Written by Community Solutions Executive Director Susan Jennings
This year will go down in our organizational and in international history as one of surprise and shift. Organizationally, there is nothing more surprising than the fact that we are currently packing our offices in preparation for our move into a renovated workshop on Agraria, our recently-acquired 128-acre farm on the outskirts of Yellow Springs.
At the root of the swirl of planning and activity surrounding Agraria is a shift in organizational focus. By far the largest project in our 77-year history, Agraria is allowing a grounding and expansion of our community education and outreach. Already we have engaged with dozens of neighbors, farmers, and students in a visioning of the possibilities for Agraria, including:
· Research and education around soil and water health and biodiversity
· Restoration of Jacoby Creek and its banks in collaboration with The Nature Conservancy
· Support of the regional food system through farmland rentals, production of soil amendments, and a native plant nursery
· Partnerships with Central State University, Antioch College, and Yellow Springs and other regional school districts
Agraria provides a synchronistic platform for the integration of our organizational focus areas of resilient communities, regenerative land use, community economics, energy democracy, and being the change. You can read on our interactive map about our long-term vision for Agraria.
Agraria is both a mirror and an outgrowth of two larger, international paradigm shifts.

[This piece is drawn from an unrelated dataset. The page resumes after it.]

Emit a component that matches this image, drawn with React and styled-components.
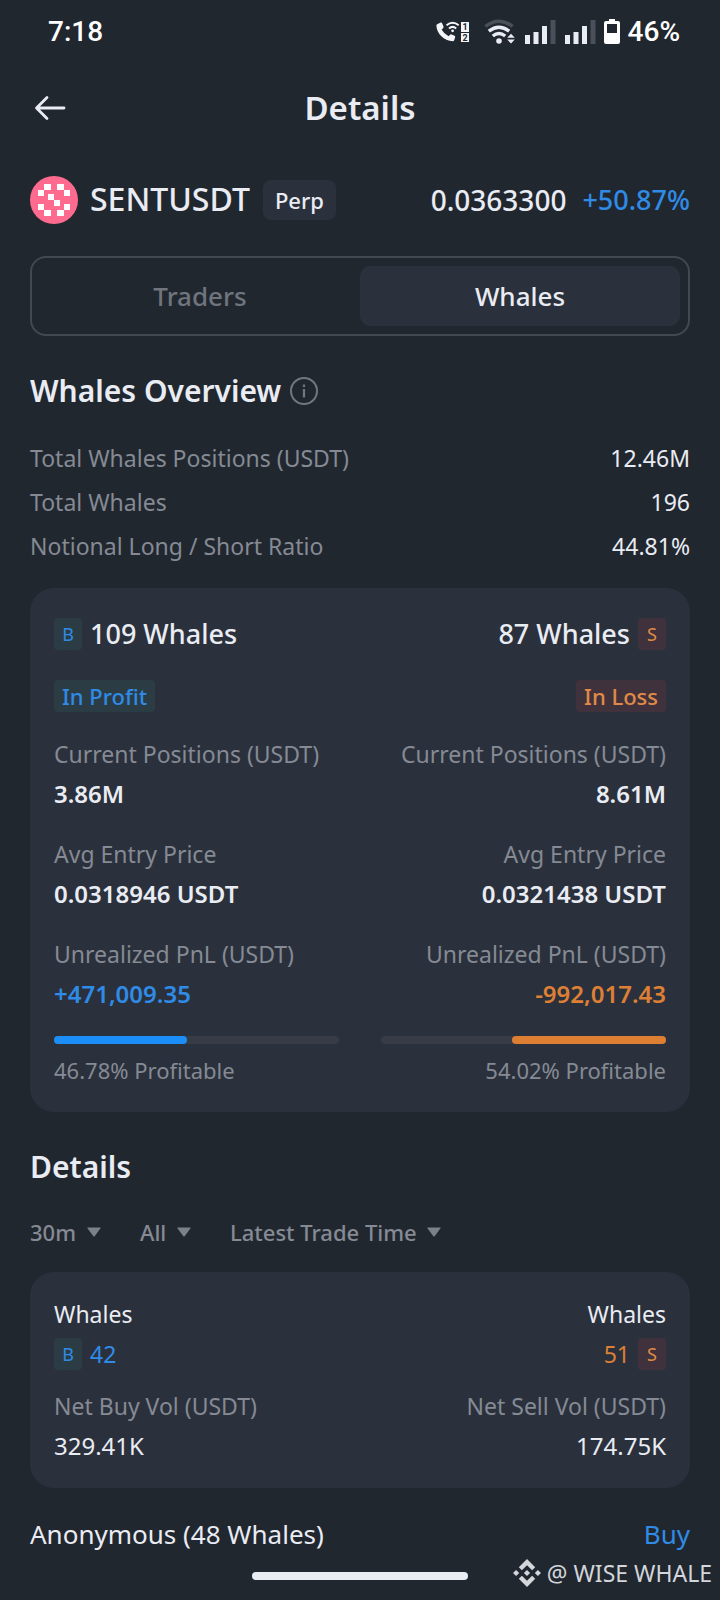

The first shift is an increasing recognition of the regeneration of soil as an important climate tool, with carbon sequestration in soil integral to the two latest international climate agreements. Cutting-edge research suggests that regenerative land use could account for 37 percent of the solution to climate change. Farmers and environmental organizations are at the heart of soil research and action; the Rodale Institute recently unveiled a Regenerative Agriculture certification.
Our hope is that Agraria can serve as a pilot and a model for land use practices that regenerate soil and sequester carbon. We have been travelling to other farms, including Polyface, The Land Institute and The Arbor Day Foundation, to explore our options, and have also been attending national meetings around land use, cover crops, and soil regeneration. We will share what we are learning at our March 9th Regenerating Landscapes symposium, as well as in our first issue of The Journal of Agraria, due out this spring.
The second shift is the development of community leadership that is effecting important change. While the local to global movement is decades old, the failure of many of our larger systems to respond constructively to environmental, societal, and economic crises has galvanized action across the planet.
We heard about many of these movements (including Via Campesina, Mondragon Cooperatives, and Mutual Aid Networks) at our inspiring October conference on The Economics of Happiness. We are also seeing community leadership first hand with the purchase and development of Agraria, with friends and neighbors assisting both financially and with trail building, skill sharing, and citizen science. You can continue the conversation at our December 21st Gratitude Walk and Open House at Agraria as well as in next year’s educational events.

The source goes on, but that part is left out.